ここ最近、国内の金融機関がステーブルコイン(=仮想通貨)の発行を検討する動きが相次いでいます。こうしたなか、マネックス証券の暗号資産アナリスト松嶋真倫氏は、日本で近い将来「暗号資産ブーム」が再来する可能性を指摘します。日本では決済システムが安定しているにもかかわらず、国内の金融機関が続々とステーブルコインの発行を検討しているのはなぜか、その理由をみていきましょう。
日本が向かう「web3.0」の世界…近い未来「暗号資産ブームの再来」が予想される理由【暗号資産アナリストが解説】 (※写真はイメージです/PIXTA)

web3.0の世界でステーブルコインは現金のような役割を果たす

国内においてもステーブルコインの発行が増えると書きましたが、SuicaやPasmoなどの電子マネー、PaypayやLINEPayなどのモバイル決済があるなかで「いったい誰がステーブルコインを活用するの?」と疑問に思われるかもしれません。

 

確かに金融インフラとして見た時には、日本人がステーブルコインを決済の用途で使うことは考えづらいでしょう。しかし、銀行サービスが普及していない新興国や、経済破綻が起きているような国において、ステーブルコインは金融機関に代わって資産を守る手段として注目されています。

 

実際にフィリピンやベトナムなどの出稼ぎ労働者の一部は、送金コストの低いステーブルコインを利用していると言われています。また、ロシア・ウクライナ戦争が起きた時なども、自国の通貨や金融システムを代替するものとしてステーブルコインが使われています。

 

このように話すと国として安定した日本ではステーブルコインの利用が広がらないのではと考えるでしょうが、web3.0の世界が拡大した時には否が応でもステーブルコインが必要になります

※web3.0:ブロックチェーン技術を用いることでインターネットがさらに分散化の度合いを強めた姿を指す言葉(野村総合研究所より)。

 

現実資産(RWA)が将来的にブロックチェーン上で取引できるようになると、そこで法定通貨に当たるものがステーブルコインであり、現金と同じように、トークン化されたあらゆる資産を決済する手段として重要な役割を果たします。

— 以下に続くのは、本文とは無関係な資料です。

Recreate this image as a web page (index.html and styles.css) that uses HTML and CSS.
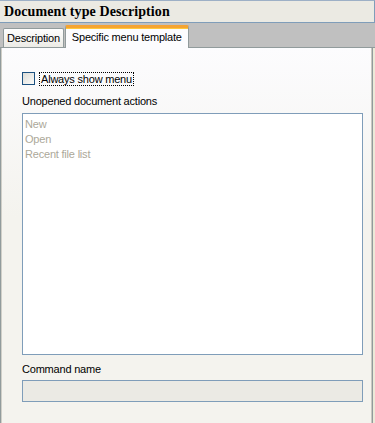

※現実資産(RWA):Real World Assetsの略で、日本語では現実資産を意味する。たとえば、不動産やコモディティ、アート、自動車、ワイン、時計、最近ではトレーディングカードなど、物理的な価値を持つ資産のこと。

 

たとえば、今では暗号資産投資で得た利益を株式の運用に回そうと思った時には、お金を専用口座から銀行口座に移してさらに別の専用口座に入金する手間がかかります。しかし、web3.0の世界では株式も債券も同じウォレットで管理し、そこにあるステーブルコインで支払うことができます。

 

これはゲームなどの非金融領域でも同じです。今ではゲームごとにクレジットカードを登録して課金する必要がありますが、ブロックチェーンゲームの世界ではアバターやアイテムなどを売買する時に共通の財布からステーブルコインで支払うことができます。

 

web3.0の世界における覇権争いはこれから本格化していくと思いますが、民間では金融機関らが経済圏の核となる「通貨」のポジションをおさえようと徐々に動き始めています。これを見て各国政府は中央銀行発行のデジタル通貨(CBDC)の研究を加速させています。